Machine learning: Multiplicative nets

Multiplicative neural networks #

To use the Stone-Weierstrass Theorem in his proof of the Universal Approximation Theorem, Kurt Hornik needed a family of functions that was both a unital algebra and also separated points. Following his notation, let us define two families of functions:

Definition: Let \(\sigma: \mathbb{R} \rightarrow \mathbb{R}\) be a non-constant continuous function and write \(\Sigma^n(\sigma) \) for the family of functions \(s : \mathbb{R}^n \rightarrow \mathbb{R}\) that can be written in the following form: \[ s(\vec{x}) = \sum_i \beta_i \sigma(\vec{w}_i^t \vec{x} + b_i)\] where \(\beta_i \in \mathbb{R}, \) \(\vec{w}_i \in \mathbb{R}^n, \) and \( b_i \in \mathbb{R}\).
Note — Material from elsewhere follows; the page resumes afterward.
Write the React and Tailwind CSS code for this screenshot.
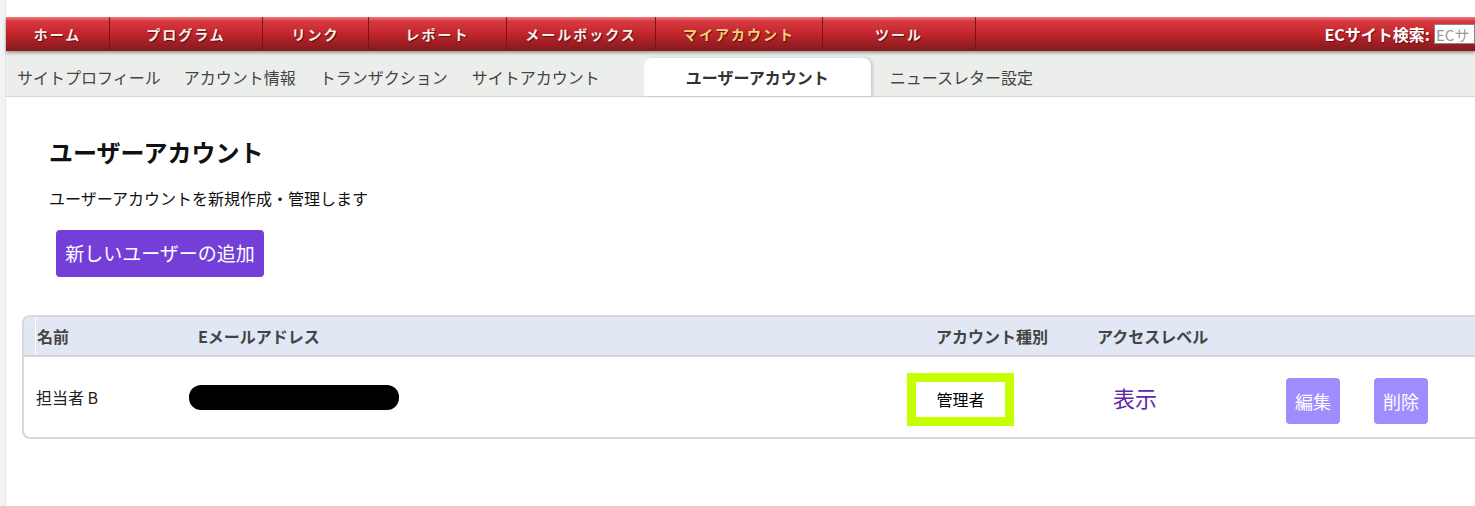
import React from 'react';

const jp = { fontFamily: '"Noto Sans CJK JP", "Noto Sans", sans-serif' };

const navItems = [
    { label: 'ホーム', w: 'w-[104px]' },
    { label: 'プログラム', w: 'w-[153px]' },
    { label: 'リンク', w: 'w-[106px]' },
    { label: 'レポート', w: 'w-[138px]' },
    { label: 'メールボックス', w: 'w-[149px]' },
    { label: 'マイアカウント', w: 'w-[167px]', active: true },
    { label: 'ツール', w: 'w-[153px]' },
];

function TopNav() {
    return (
        <div className="relative z-10 flex h-[34px] overflow-hidden bg-[linear-gradient(to_bottom,#f27a7e_0%,#d63a40_12%,#c6272e_45%,#a11f24_75%,#821a1e_100%)] shadow-[0_2px_3px_rgba(0,0,0,0.35)]">
            {navItems.map((item) => (
                <div
                    key={item.label}
                    className={`${item.w} flex shrink-0 items-center justify-center border-r border-[#7a1216] text-[14px] font-bold tracking-[2px] [text-shadow:1px_1px_1px_rgba(60,0,0,0.7)] ${item.active ? 'text-[#f3d27a]' : 'text-[#f4f0f0]'}`}
                >
                    {item.label}
                </div>
            ))}
            <div className="ml-auto flex shrink-0 items-center gap-[4px]">
                <span className="text-[16px] font-bold text-white [text-shadow:1px_1px_1px_rgba(60,0,0,0.6)]">ECサイト検索:</span>
                <div className="flex h-[20px] w-[41px] items-center overflow-hidden border border-[#888] bg-white pl-[1px] text-[15px] leading-none whitespace-nowrap text-[#9a9a9a]">
                    ECサ
                </div>
            </div>
        </div>
    );
}

function SubNav() {
    return (
        <div className="flex h-[46px] items-end border-b border-[#d6d6d6] bg-[#eceeec] text-[16px] text-[#444]">
            <div className="flex h-[38px] items-center pl-[11px]">
                <span className="mr-[23px]">サイトプロフィール</span>
                <span className="mr-[24px]">アカウント情報</span>
                <span className="mr-[24px]">トランザクション</span>
                <span>サイトアカウント</span>
            </div>
            <div className="ml-[44px] flex h-[38px] w-[227px] items-center justify-center rounded-t-[8px] bg-white font-bold text-[#333] shadow-[2px_0_3px_rgba(0,0,0,0.15)]">
                ユーザーアカウント
            </div>
            <div className="ml-[19px] flex h-[38px] items-center">ニュースレター設定</div>
        </div>
    );
}

function UserTable() {
    return (
        <div className="ml-[16px] mt-[38px] rounded-l-[8px] border-y-2 border-l-2 border-[#d9d9d9] text-[#222]">
            <div className="grid h-[40px] grid-cols-[174px_738px_161px_1fr] items-center rounded-tl-[6px] border-b-2 border-[#d4d4d4] bg-[#e1e8f3] text-[16px] font-bold text-[#444]">
                <div className="ml-[11px] flex h-full items-center border-l border-white pl-[1px]">名前</div>
                <div>Eメールアドレス</div>
                <div>アカウント種別</div>
                <div>アクセスレベル</div>
            </div>
            <div className="flex h-[80px] items-center text-[16px]">
                <div className="w-[165px] shrink-0 pl-[12px]">担当者 B</div>
                <div className="h-[25px] w-[210px] shrink-0 rounded-[12px] bg-black" />
                <div className="ml-[508px] mt-[4px] flex h-[53px] w-[107px] shrink-0 items-center justify-center border-[9px] border-[#c6ff00] bg-white text-[16px] text-black">
                    管理者
                </div>
                <div className="ml-[99px] text-[22px] text-[#5b2aa8]">表示</div>
                <button className="ml-[129px] mt-[8px] h-[46px] w-[54px] rounded-[4px] bg-[#a08cff] text-[18px] text-white">編集</button>
                <button className="ml-[34px] mt-[8px] h-[46px] w-[54px] rounded-[4px] bg-[#a08cff] text-[18px] text-white">削除</button>
            </div>
        </div>
    );
}

export default function App() {
    return (
        <div className="flex h-[506px] w-[1475px] overflow-hidden bg-white" style={jp}>
            <div className="w-[6px] shrink-0 border-r border-[#e6e6e6] bg-[#f3f3f3]" />
            <div className="min-w-0 flex-1">
                <div className="h-[17px]" />
                <TopNav />
                <SubNav />
                <div className="pt-[37px]">
                    <div className="pl-[43px]">
                        <h1 className="text-[24px] font-bold leading-[36px] text-[#111]">ユーザーアカウント</h1>
                        <p className="mt-[16px] text-[16px] leading-[24px] text-[#111]">ユーザーアカウントを新規作成・管理します</p>
                        <button className="ml-[7px] mt-[20px] h-[47px] w-[208px] rounded-[4px] bg-[#743fd8] text-[19px] text-white">
                            新しいユーザーの追加
                        </button>
                    </div>
                    <UserTable />
                </div>
            </div>
        </div>
    );
}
After a bit of work and diagramming, one can see that \(\Sigma^n(\sigma)\) is just the family of dense neural networks with one hidden layer and activation function \(\sigma\) and no activation function or bias term on the output neuron. Unfortunately, it is not easy to see whether \(\Sigma^n(\sigma)\) is a unital algebra. Instead, consider:

Definition: Let \(\sigma: \mathbb{R} \rightarrow \mathbb{R}\) be a non-constant continuous function and write \(\Sigma \Pi^n (\sigma) \) for the family of functions \(s : \mathbb{R}^n \rightarrow \mathbb{R}\) that can be written in the following form: \[ s(\vec{x}) = \sum_i \beta_i \Big(\prod_j \sigma(\vec{w}_{ij}^t \vec{x} + b_{ij}) \Big)\] where \(\beta_{i} \in \mathbb{R}, \) \(\vec{w}_{ij} \in \mathbb{R}^n, \) and \( b_{ij} \in \mathbb{R}\).
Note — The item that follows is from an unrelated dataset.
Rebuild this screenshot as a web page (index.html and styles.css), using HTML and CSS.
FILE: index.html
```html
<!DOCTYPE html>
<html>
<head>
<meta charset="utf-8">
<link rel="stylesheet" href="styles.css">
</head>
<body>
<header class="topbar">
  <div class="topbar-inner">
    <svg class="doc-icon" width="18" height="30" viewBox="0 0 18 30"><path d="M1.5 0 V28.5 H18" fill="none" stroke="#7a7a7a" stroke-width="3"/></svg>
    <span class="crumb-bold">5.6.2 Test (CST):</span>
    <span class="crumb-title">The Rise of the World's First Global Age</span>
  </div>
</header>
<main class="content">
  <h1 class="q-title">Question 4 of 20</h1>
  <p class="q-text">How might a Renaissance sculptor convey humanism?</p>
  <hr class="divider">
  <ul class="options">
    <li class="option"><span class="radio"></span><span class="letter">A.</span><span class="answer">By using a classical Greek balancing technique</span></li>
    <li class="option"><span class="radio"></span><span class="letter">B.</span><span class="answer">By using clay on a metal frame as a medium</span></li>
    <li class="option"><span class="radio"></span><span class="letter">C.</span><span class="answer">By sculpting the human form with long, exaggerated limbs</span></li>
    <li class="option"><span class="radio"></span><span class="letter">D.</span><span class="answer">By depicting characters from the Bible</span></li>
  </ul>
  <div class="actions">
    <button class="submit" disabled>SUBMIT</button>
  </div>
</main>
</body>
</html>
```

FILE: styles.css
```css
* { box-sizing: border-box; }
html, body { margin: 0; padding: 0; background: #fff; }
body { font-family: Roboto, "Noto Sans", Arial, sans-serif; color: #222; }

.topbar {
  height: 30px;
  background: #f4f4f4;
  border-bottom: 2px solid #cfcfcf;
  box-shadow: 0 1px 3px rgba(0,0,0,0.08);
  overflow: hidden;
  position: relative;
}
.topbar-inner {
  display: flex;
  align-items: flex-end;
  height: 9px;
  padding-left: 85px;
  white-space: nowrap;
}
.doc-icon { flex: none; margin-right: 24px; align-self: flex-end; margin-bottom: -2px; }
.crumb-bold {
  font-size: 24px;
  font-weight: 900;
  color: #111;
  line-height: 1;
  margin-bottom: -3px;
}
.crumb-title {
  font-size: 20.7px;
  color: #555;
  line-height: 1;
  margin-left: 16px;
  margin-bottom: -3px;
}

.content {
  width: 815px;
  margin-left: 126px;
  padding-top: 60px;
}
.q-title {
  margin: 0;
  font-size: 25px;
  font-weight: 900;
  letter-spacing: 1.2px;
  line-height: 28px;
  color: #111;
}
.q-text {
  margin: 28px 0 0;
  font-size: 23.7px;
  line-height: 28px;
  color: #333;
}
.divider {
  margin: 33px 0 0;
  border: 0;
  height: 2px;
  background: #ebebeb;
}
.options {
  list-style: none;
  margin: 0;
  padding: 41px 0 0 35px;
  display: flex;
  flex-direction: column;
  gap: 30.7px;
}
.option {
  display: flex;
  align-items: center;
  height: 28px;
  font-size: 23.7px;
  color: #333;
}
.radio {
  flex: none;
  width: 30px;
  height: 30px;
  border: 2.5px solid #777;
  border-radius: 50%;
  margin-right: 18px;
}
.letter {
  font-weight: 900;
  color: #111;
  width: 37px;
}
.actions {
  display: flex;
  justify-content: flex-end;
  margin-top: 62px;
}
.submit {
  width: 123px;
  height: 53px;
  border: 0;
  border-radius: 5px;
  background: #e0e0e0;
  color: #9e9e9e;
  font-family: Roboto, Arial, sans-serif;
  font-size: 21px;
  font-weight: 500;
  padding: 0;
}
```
Note that \(\Sigma(\sigma) \subset \Sigma \Pi(\sigma)\) but the latter family quite a bit richer as it allows outputs of the hidden layer neurons to be multiplied together.

Homework exercise:

Show that \(\Sigma \Pi^n (\sigma) \) forms an algebra, that it is unital, and that it separates points.
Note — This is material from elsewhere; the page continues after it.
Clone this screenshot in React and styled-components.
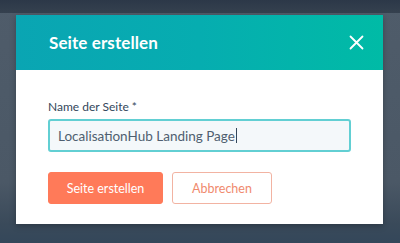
import styled, { createGlobalStyle } from "styled-components";

const GlobalStyle = createGlobalStyle`
  html, body {
    margin: 0;
    padding: 0;
    width: 400px;
    height: 243px;
    overflow: hidden;
    background: #4d5a68;
    font-family: Lato, "Open Sans", sans-serif;
  }
`;

const Page = styled.div`
  width: 400px;
  height: 243px;
  display: flex;
  flex-direction: column;
  background: linear-gradient(180deg, #4f5c6a 0%, #4b5866 75%, #3a4a5a 92%, #34475a 100%);
`;

const TopBar = styled.div`
  height: 13px;
  background: linear-gradient(180deg, #2c3848 0%, #35414f 100%);
`;

const Stage = styled.div`
  flex: 1;
  padding: 2px 0 0 16px;
`;

const Dialog = styled.div`
  width: 367px;
  background: #fff;
  box-shadow: 0 2px 6px rgba(0, 0, 0, 0.25);
`;

const Header = styled.div`
  height: 55px;
  display: flex;
  align-items: center;
  justify-content: space-between;
  padding: 0 19px 0 33px;
  background: linear-gradient(90deg, #0aa5b3 0%, #06adb0 50%, #00bba6 100%);
`;

const Title = styled.h1`
  margin: 0;
  color: #fff;
  font-size: 17px;
  font-weight: 700;
  letter-spacing: 0.1px;
`;

const Close = styled.button`
  border: 0;
  background: none;
  padding: 0;
  width: 15px;
  height: 15px;
  display: flex;
  cursor: pointer;
`;

const Body = styled.div`
  padding: 29px 32px 20px 32px;
  display: flex;
  flex-direction: column;
`;

const Label = styled.label`
  font-size: 12px;
  line-height: 15px;
  color: #33475b;
  margin-bottom: 5px;
`;

const Field = styled.div`
  box-sizing: border-box;
  width: 303px;
  height: 33px;
  border: 2px solid #62cfd3;
  border-radius: 3px;
  background: #f4f8fa;
  display: flex;
  align-items: center;
  padding: 0 8px;
  font-size: 13.5px;
  color: #4f5f70;
`;

const Caret = styled.span`
  display: inline-block;
  width: 1px;
  height: 15px;
  background: #33475b;
  margin-left: 1px;
`;

const Actions = styled.div`
  display: flex;
  gap: 9px;
  margin-top: 20px;
`;

const Button = styled.button`
  box-sizing: border-box;
  height: 32px;
  width: ${(p) => p.$w}px;
  border-radius: 3px;
  font-family: inherit;
  font-size: 12.5px;
  cursor: pointer;
  border: 1px solid ${(p) => (p.$primary ? "#ff7a59" : "#f2b3a2")};
  background: ${(p) => (p.$primary ? "#ff7a59" : "#fff")};
  color: ${(p) => (p.$primary ? "#fff" : "#f08a6e")};
`;

export default function App() {
  return (
    <Page>
      <GlobalStyle />
      <TopBar />
      <Stage>
        <Dialog>
          <Header>
            <Title>Seite erstellen</Title>
            <Close aria-label="Schließen">
              <svg width="15" height="15" viewBox="0 0 15 15">
                <path d="M1.5 1.5 L13.5 13.5 M13.5 1.5 L1.5 13.5" stroke="#fff" strokeWidth="1.8" strokeLinecap="round" />
              </svg>
            </Close>
          </Header>
          <Body>
            <Label>Name der Seite *</Label>
            <Field>
              LocalisationHub Landing Page
              <Caret />
            </Field>
            <Actions>
              <Button $primary $w={115}>Seite erstellen</Button>
              <Button $w={100}>Abbrechen</Button>
            </Actions>
          </Body>
        </Dialog>
      </Stage>
    </Page>
  );
}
Hint: To show that this family separates points, it is enough to show that for any \(\vec{x} \neq \vec{y} \in \mathbb{R}^n\) there are \(\vec{w} \in \mathbb{R}^n\) and \(b in \mathbb{R}\) so that \(\sigma(\vec{w}^t \vec{x} + b) \neq \sigma(\vec{w}^t \vec{y} +b)\). And \(\vec{x} \neq \vec{y} \in \mathbb{R}^n\) iff they disagree on at least one coordinate.